This was a statement made by Assistant Secretary for East Asian and Pacific Affairs Kurt Campbell yesterday, September 21, 2011, after Barack Obama met the new Japanese PM Noda at the U.N. General Assembly. Our pain and agony, Japanese International Child Abduction, has finally reached the level of the President of the United States.
It is not the public statement from Barack Obama that we are hoping for, but it is a significant step in the right direction. It shows that at the executive level there is much greater awareness of Japanese International Child Abduction today than ever before. The President received letters from BAC Home and from Representative Chris Smith immediately prior to the meeting, and these played, in my opinion, key roles in encouraging the President to speak. Great kudos to them, and congratulations and gratitude are to be expressed to many people, including of course, Mr. Campbell himself.
Not to diminish what we feel at seeing this take place, we must remain vigilant and relentlessly critical where criticism is needed to move the ball forward: in this case, the number which is cited below, 123 existing cases, is the official number as fed to them by the Office of Children’s Issues, and is vastly, enormously, violently inaccurate. The Office of Children’s Issues continues its long record of failure, “inactivating” case after case after case, rendering the children who are victims of this crime invisible. There are various estimates of the number of abductions, but in the category of American children who have lost their parent due to the actions of the Japanese state, children still minors, the best cautious and conservative estimate is that there are approximately 4000 children, not 123. The total number of children who have aged out of this category is most likely to be upwards of 10,000. We will return to this issue again and again, as we always must.
For now, here is a link and the significant excerpt from Campbell’s statement.
Watch here. Statement concerning our abducted children starts around 15 minutes in.
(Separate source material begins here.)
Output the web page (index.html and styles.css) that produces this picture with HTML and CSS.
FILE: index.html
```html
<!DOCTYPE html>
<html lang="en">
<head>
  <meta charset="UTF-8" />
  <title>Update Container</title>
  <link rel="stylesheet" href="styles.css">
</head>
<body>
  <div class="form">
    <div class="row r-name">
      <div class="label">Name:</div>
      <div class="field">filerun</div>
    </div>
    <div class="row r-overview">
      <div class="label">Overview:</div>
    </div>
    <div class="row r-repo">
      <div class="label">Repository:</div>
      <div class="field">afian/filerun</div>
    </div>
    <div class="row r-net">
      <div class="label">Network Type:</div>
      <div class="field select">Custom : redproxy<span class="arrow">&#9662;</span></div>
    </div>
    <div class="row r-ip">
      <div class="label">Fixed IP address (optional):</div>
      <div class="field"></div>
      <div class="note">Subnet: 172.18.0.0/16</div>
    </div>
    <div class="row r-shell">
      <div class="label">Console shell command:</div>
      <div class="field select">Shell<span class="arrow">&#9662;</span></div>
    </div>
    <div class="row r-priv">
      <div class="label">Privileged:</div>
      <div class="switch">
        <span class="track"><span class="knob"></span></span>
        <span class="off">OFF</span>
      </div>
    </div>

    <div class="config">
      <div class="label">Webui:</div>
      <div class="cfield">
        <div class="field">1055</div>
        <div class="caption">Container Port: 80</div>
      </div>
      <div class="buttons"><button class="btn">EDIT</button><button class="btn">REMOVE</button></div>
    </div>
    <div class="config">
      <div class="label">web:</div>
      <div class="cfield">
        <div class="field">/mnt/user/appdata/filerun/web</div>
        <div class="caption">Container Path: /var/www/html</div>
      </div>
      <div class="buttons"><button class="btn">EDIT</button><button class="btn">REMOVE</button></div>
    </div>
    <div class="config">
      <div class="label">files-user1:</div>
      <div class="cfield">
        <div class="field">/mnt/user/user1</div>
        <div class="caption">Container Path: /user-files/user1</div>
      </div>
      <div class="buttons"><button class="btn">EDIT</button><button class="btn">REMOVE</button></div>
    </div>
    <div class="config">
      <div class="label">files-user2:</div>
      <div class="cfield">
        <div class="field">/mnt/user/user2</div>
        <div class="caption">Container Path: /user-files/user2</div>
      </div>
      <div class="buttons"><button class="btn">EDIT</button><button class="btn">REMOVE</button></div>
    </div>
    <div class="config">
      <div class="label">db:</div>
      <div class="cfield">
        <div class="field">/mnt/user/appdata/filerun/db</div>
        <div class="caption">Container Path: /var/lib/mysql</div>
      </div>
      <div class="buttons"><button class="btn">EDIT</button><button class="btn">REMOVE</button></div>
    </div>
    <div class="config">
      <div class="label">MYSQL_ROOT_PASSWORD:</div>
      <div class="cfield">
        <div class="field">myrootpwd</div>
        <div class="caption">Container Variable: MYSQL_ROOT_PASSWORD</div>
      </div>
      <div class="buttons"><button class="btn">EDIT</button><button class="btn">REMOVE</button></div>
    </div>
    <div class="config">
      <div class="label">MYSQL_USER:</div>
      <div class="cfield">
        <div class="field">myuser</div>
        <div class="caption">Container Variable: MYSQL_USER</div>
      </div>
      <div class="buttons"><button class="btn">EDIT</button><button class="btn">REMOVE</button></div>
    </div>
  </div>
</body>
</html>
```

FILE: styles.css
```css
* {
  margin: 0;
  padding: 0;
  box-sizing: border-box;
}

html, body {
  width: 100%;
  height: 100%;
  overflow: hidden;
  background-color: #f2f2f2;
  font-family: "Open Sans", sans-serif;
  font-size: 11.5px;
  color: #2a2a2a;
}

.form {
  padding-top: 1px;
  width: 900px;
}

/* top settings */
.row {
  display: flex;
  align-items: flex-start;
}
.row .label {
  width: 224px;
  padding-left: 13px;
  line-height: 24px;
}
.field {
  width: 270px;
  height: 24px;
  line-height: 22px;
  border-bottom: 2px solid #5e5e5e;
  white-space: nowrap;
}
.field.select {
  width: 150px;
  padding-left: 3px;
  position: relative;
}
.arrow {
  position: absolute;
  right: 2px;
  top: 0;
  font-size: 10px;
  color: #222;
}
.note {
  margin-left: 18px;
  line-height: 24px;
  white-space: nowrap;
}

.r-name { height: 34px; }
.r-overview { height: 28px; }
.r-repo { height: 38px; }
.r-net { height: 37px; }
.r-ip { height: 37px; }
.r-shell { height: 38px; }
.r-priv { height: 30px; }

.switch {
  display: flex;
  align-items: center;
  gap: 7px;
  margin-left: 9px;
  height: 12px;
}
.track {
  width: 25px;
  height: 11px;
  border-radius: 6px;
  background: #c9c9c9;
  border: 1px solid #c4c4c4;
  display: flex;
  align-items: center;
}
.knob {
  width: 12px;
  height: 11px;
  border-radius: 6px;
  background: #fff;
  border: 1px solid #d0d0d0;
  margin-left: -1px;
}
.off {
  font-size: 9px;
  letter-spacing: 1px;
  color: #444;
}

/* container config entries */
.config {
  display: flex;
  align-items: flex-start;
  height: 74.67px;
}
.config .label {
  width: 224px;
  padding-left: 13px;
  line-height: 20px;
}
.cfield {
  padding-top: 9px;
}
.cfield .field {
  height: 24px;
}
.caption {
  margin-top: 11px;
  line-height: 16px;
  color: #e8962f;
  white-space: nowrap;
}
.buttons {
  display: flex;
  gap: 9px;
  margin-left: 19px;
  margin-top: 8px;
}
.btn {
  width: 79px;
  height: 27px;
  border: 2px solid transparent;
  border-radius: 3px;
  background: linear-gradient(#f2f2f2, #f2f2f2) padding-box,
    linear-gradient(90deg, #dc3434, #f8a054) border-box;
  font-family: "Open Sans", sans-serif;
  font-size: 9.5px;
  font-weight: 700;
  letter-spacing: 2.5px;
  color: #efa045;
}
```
ASSISTANT SECRETARY CAMPBELL:
“I was struck at how quickly the two leaders got down to work. And so the open, very warm statement the President highlighted, that this was an extraordinary partnership. The prime minister thanked the United States for its strong, continuing support in the aftermath of the tragic earthquake and nuclear crisis. The President committed that the United States would continue, as we go into a second and third phase of recovery, that we would stand by the people of Japan, very substantial discussion on regional security, agreement that we need to continue close coordination on all issues of common interest, including the Korean Peninsula, maritime security. We also talked a lot about the global cooperation that the United States and Japan has enjoyed. The President thanked the prime minister for Japan’s continuing commitment, the $5 billion, roughly, to important and critical programs of health and civil security in Afghanistan. We talked about the need to work closely on a range of other issues. We all acknowledged the challenges associated with Futenma replacement. But I think both sides understand that we’re approaching a period where we need to see results, and that was made very clear by the President. We also discussed the challenges. The President made clear we’d like to see progress after many years on beef, and the prime minister indicated he’d make best efforts. The President also very strongly affirmed the Japanese decision to enter into The Hague Convention – asked that this – on Child Abduction – asked that these steps be taken clearly and that the necessary implementing legislation would be addressed. He also indicated that while that was an important milestone for Japan, that – he also asked the Japanese prime minister and the government to focus on the preexisting cases, the cases that have come before. The prime minister indicated that very clearly, he knew about the number of cases. He mentioned 123. He said that he would take special care to focus on these particular issues as we – as Japan also works to implement the joining of The Hague Convention, which the United States appreciates greatly.”
123 cases!! This number is a fictitious product of the maneuvering of the Department of State to minimize the issue, and keep it as low on the radar as possible. This simply is unacceptable; but we all grasp at the possibility shown here that that profile will not remain as low as it has been previously kept. Now is the time to bring our voices up.